As an aside, I noticed while doing some deployment testing on WinXP how installing .NET 3.0 on anything less than a brand new machine is s..l..o..w. It was hilarious to watch the installer progress bar reach its 100% mark and then start over, with the label updating to state "This process is taking longer than anticipated." At least one MS representative has acknowledged this problem (scroll down to the bottom of the thread).

So my conclusion is that it will absolutely make sense at some future point to rehost Graphic-Forms, but I can see the current implementation still being relevant 5 or 6 years from now, if not longer.

Monday, January 1, 2007

research topics

A couple of my current research topics:

1) Whether I should (and if the answer is yes, then how to) rehost Graphic-Forms on the .NET Framework, thus abandoning User32/GDI?

RDNZL is proof that Common Lisp and .NET integration is possible. Dr. Weitz certainly got people's attention with that project (which as he points out was heavily inspired by earlier work on an earlier Scheme-based project). I also discovered that the SWT folks have proposed doing a port of that Java-based GUI library. So feasability does not seem to be in doubt. The question is whether it makes sense for my project.

2) What is it really like to develop non-trivial applications with XAML and WPF?

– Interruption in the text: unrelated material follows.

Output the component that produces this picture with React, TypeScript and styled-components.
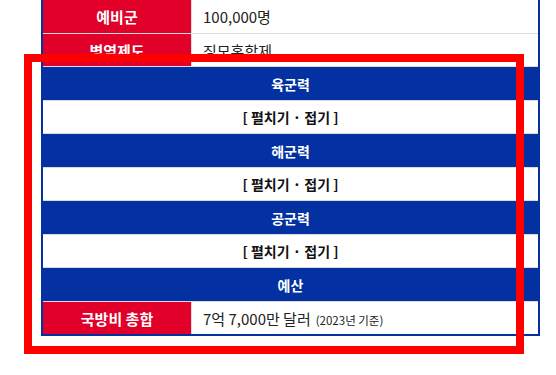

I've experimented with toy examples using Visual Studio 2005 Express plus the extra components needed for .NET 3.0, and viewed tutorials such as this one. Is this an accidental reincarnation of CLIM? It certainly has a familiar feel in some ways, especially the ability to do incremental and interactive development. I'd much prefer a sexpr-based syntax, if not a full-blown Lisp dialect. Does Guile support .NET?

Anyway, I will be devoting a big slice of my free time over the near-term to answer these questions.